In realtà l’annualità viene dichiarata dal vol. XIV (1958) in coincidenza con l’iscrizione presso il Tribunale come documentato su quel volume.
Così il Regolamento dell’Accademia; Archivio dell’Accademia della Crusca, Busta 1566, cartella 4. Per la definizione dello Statuto la discussione è annosa, se ne discute ampiamente nell’adunanza dell’8 gennaio 1933 (Archivio dell’Accademia della Crusca, Verbale 17 p. 29-31).
Pio Rajna, Premessa, “Studi di Filologia Italiana”, I (1927), pp. 1-8, in part. p. 7.
Nella seduta specifica (maggio del ’36, Archivio dell’Accademia della Crusca, Busta 1566, cartella 4). Quanto al carattere del periodico c’è chi ostinatamente difende la funzione interna: in una lettera del 28 /IX/ ’36, viva ancora la discussione, Vittorio Rossi scrive: “Se fosse possibile che il Bollettino rispecchiasse in certo modo l’Attività dell’Accademia, cioè fosse coordinato alle maggiori imprese alle quali questa si proponga ad attendere, esso corrisponderebbe meglio al suo scopo e riuscirebbe di più facile quasi direi di naturale composizione”. (Archivio dell’Accademia della Crusca, Ibidem).

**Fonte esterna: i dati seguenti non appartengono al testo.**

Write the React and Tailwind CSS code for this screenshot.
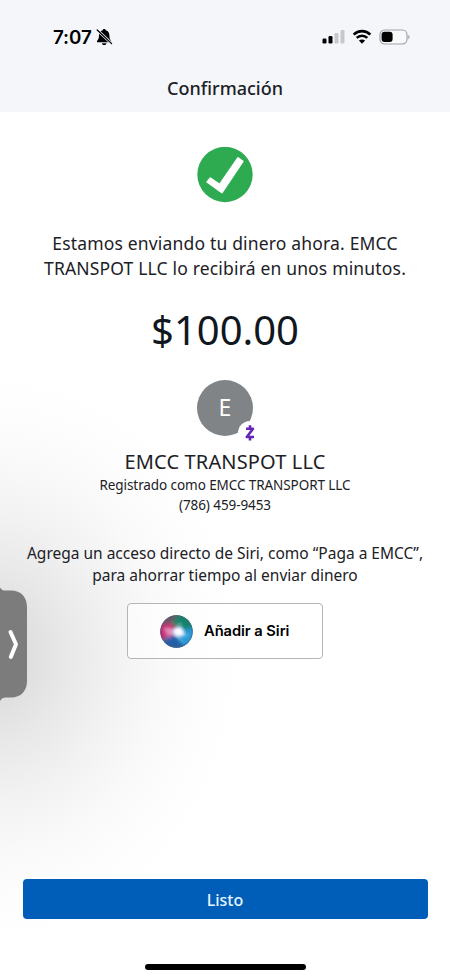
function StatusBar() {
  return (
    <div className="flex h-[74px] items-center justify-between pl-[53px] pr-[39px]">
      <div className="flex items-center gap-[4px]">
        <span className="mt-[2px] font-['Inter'] text-[18.8px] font-semibold leading-6 tracking-[-0.1px] text-black">7:07</span>
        <svg width="17" height="18" viewBox="0 0 17 18">
          <path d="M8.200 1C9.100 1 9.600 1.500 9.700 2.300C12.500 3 13.400 5 13.400 7.600C13.400 10.800 14.400 11.600 15.200 13V14.200H1V13C2 11.600 3 10.800 3 7.600C3 5 4 3 6.700 2.300C6.800 1.500 7.300 1 8.200 1Z" fill="#000" />
          <path d="M5.900 15.200H10.500C10.200 16.500 9.400 17 8.200 17S6.200 16.500 5.900 15.200Z" fill="#000" />
          <path d="M1.200 2L15.600 15.600" stroke="#f4f6fa" strokeWidth="2.700" />
          <path d="M1.200 2L15.600 15.600" stroke="#000" strokeWidth="1.300" strokeLinecap="round" />
        </svg>
      </div>
      <div className="flex items-center">
        <svg width="23" height="16" viewBox="0 0 23 16">
          <rect x="0.500" y="9.500" width="4" height="5" rx="1.200" fill="#000" />
          <rect x="6.500" y="7" width="4" height="7.500" rx="1.200" fill="#000" />
          <rect x="12.500" y="4" width="4" height="10.500" rx="1.200" fill="#c6c8cb" />
          <rect x="18.500" y="1" width="4" height="13.500" rx="1.200" fill="#c6c8cb" />
        </svg>
        <svg className="ml-[7px]" width="20" height="16" viewBox="0 0 20 16">
          <path d="M1.700 5.600C6.300.9 13.700.9 18.300 5.600" stroke="#000" strokeWidth="2.700" fill="none" />
          <path d="M4.700 8.900c3-3 7.600-3 10.600 0" stroke="#000" strokeWidth="2.500" fill="none" />
          <path d="M10 14.800l-3.100-3.200c1.700-1.600 4.500-1.600 6.200 0z" fill="#000" />
        </svg>
        <svg className="ml-[7px]" width="32" height="16" viewBox="0 0 32 16">
          <rect x="1" y="1" width="27" height="14" rx="4.700" fill="#f8f9fb" stroke="#a0a2a5" strokeWidth="1.200" />
          <rect x="2.600" y="2.700" width="11" height="10.400" rx="3" fill="#000" />
          <path d="M29.500 5.800c1.300.8 1.300 3.600 0 4.400z" fill="#808285" />
        </svg>
      </div>
    </div>
  );
}

function SuccessIcon() {
  return (
    <svg width="56" height="56" viewBox="0 0 56 56">
      <circle cx="28" cy="27.500" r="27.700" fill="#2eaa51" />
      <path d="M10 35L24.900 45.800L46 14.300L41 10.700L22.600 37.300L13.400 31Z" fill="#fff" stroke="#fff" strokeWidth="1.400" strokeLinejoin="round" />
    </svg>
  );
}

function Avatar() {
  return (
    <div className="relative flex h-[56px] w-[56px] items-center justify-center rounded-full bg-[#808487] text-[23px] leading-none text-white">
      E
      <div className="absolute left-[41px] top-[41px] flex h-[24px] w-[24px] items-center justify-center rounded-full bg-white">
        <svg width="10" height="18" viewBox="0 0 10 18">
          <path d="M1 4.800H8L1.800 13H9M5 1.200V4.800M5 13V16.600" stroke="#6324b7" strokeWidth="2.600" fill="none" strokeLinejoin="round" />
        </svg>
      </div>
    </div>
  );
}

function SiriIcon() {
  return (
    <svg width="33" height="33" viewBox="0 0 33 33">
      <defs>
        <radialGradient id="core">
          <stop offset="0" stopColor="#fff" />
          <stop offset="0.400" stopColor="#f3f6ff" stopOpacity="0.850" />
          <stop offset="1" stopColor="#c0c8f5" stopOpacity="0" />
        </radialGradient>
        <filter id="soft" x="-30%" y="-30%" width="160%" height="160%">
          <feGaussianBlur stdDeviation="2" />
        </filter>
        <filter id="glow" x="-30%" y="-30%" width="160%" height="160%">
          <feGaussianBlur stdDeviation="0.800" />
        </filter>
        <clipPath id="orb"><circle cx="16.500" cy="16.500" r="16.200" /></clipPath>
      </defs>
      <g clipPath="url(#orb)">
        <rect width="33" height="33" fill="#355984" />
        <g filter="url(#soft)">
          <path d="M-2 9L15 3L17 17L9 26L-2 24z" fill="#c9286f" />
          <path d="M12-2H34V14L21 15L11 9z" fill="#168369" />
          <path d="M18 16L35 12V26L24 32L16 24z" fill="#279bd8" />
          <path d="M1 25L15 19L26 34H5z" fill="#245fa5" />
          <path d="M6-2H18L14 6L3 10z" fill="#665564" />
          <path d="M5 13L16 15L8 23z" fill="#ea83b3" />
        </g>
        <g filter="url(#glow)">
          <path d="M2 13C11 11 16 15 30 20C22 26 10 22 2 13z" fill="#d9e8f8" opacity="0.220" />
          <path d="M20 7C25 11 23 15 18 17C20 23 23 26 26 28C18 26 14 22 14 17C14 12 16 9 20 7z" fill="#c5e3f2" opacity="0.300" />
          <path d="M13 15.500L18 13.500L21 13L21.500 16L25 19.500L21 20L17 18.500z" fill="#fff" opacity="0.800" />
        </g>
        <ellipse cx="18.500" cy="17" rx="8.500" ry="7" fill="url(#core)" />
      </g>
      <circle cx="16.500" cy="16.500" r="15.700" fill="none" stroke="#56617d" strokeWidth="0.900" opacity="0.600" />
    </svg>
  );
}

function SideHandle() {
  return (
    <div className="absolute left-0 top-[583px] h-[122px] w-[28px]">
      <svg width="28" height="122" viewBox="0 0 28 122">
        <path d="M0 4.500C1.500 7 3 7.500 6 7.500H11C21 7.500 27 14 27 24V98C27 108 21 114.500 11 114.500H6C3 114.500 1.500 115.500 0 118z" fill="#7c7c7c" />
        <path d="M10.500 49L16 61.200L10.800 74" fill="none" stroke="#fff" strokeWidth="4" strokeLinecap="round" strokeLinejoin="round" />
      </svg>
    </div>
  );
}

export default function App() {
  return (
    <div className="relative flex h-[980px] w-[450px] flex-col overflow-hidden bg-white font-['Noto_Sans',sans-serif] text-[#1c2126]">
      <div className="absolute inset-x-0 bottom-0 top-[112px] bg-[radial-gradient(ellipse_250px_285px_at_-10px_545px,#dadada_0%,#dedede_14%,#e9e9e9_32%,#f2f2f2_50%,#f9f9f9_68%,#fdfdfd_85%,#ffffff_100%)]" />
      <header className="relative h-[112px] shrink-0 bg-[#f4f6fa]">
        <StatusBar />
        <h1 className="text-center text-[18px] font-medium leading-[28px]">Confirmación</h1>
      </header>
      <main className="relative flex flex-1 flex-col items-center pt-[35px] text-center">
        <SuccessIcon />
        <p className="mt-[28px] whitespace-nowrap text-[17.5px] leading-[24.500px] tracking-[0.17px]">
          Estamos enviando tu dinero ahora. EMCC<br />TRANSPOT LLC lo recibirá en unos minutos.
        </p>
        <div className="mt-[26px] text-[40px] leading-[48px] text-[#10171e]">$100.00</div>
        <div className="mt-[25.500px]"><Avatar /></div>
        <div className="mt-[12.500px] text-[20px] leading-[28px] tracking-[0.15px]">EMCC TRANSPOT LLC</div>
        <div className="text-[13.5px] leading-[19.500px] tracking-[-0.08px]">Registrado como EMCC TRANSPORT LLC<br />(786) 459-9453</div>
        <p className="mt-[27px] whitespace-nowrap text-[15.5px] leading-[22px]">
          Agrega un acceso directo de Siri, como “Paga a EMCC”,<br />para ahorrar tiempo al enviar dinero
        </p>
        <button className="mt-[17px] flex h-[56px] w-[196px] items-center rounded-[4px] border border-[#b5b5b5] bg-white/60 pl-[32px]">
          <SiriIcon />
          <span className="ml-[11px] mt-[1px] whitespace-nowrap font-['Inter'] text-[14.7px] font-semibold tracking-[-0.05px] text-black">Añadir a Siri</span>
        </button>
      </main>
      <footer className="relative flex shrink-0 flex-col items-center pb-[10px]">
        <button className="h-[40px] w-[405px] rounded-[4px] bg-[#005eb8] pt-[2px] text-[16px] font-medium text-[#e7f6ff]">Listo</button>
        <div className="mt-[45px] h-[6px] w-[161px] rounded-full bg-black" />
      </footer>
      <SideHandle />
    </div>
  );
}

Mi piace elencare qui alcune edizioni delle quali in queste annate la rivista ha ospitato il lavoro preparatorio precocemente andate a buon fine: Grazia Deledda, Cosima, ed. critica a cura di Dino Manca, Cagliari, Edes, 2016; Virgilio, Æneis. Volgarizzamento senese trecentesco di Ciampolo di Meo Ugurgieri. Introduzione, edizione critica e glossario a cura di Claudio Lagomarsini, Pisa, Edizioni della Normale, 2018; Speranza Cerullo, I volgarizzamenti italiani della “Legenda aurea”. Testi, tradizioni, testimoni, Firenze, Sismel, 2019; Camilla Russo, Arte retorica e impegno civile nelle miscellanee di prose del primo Rinascimento, Firenze, Cesati, 2019. Hanno assunto una veste di pubblica consultazione in Mirabile.it i materiali del progetto relativo alla tradizione delle Disperse del Petrarca, anticipato sugli SFI LXXV, 2017 da un lungo articolo di Roberto Leporatti, del progetto direttore responsabile.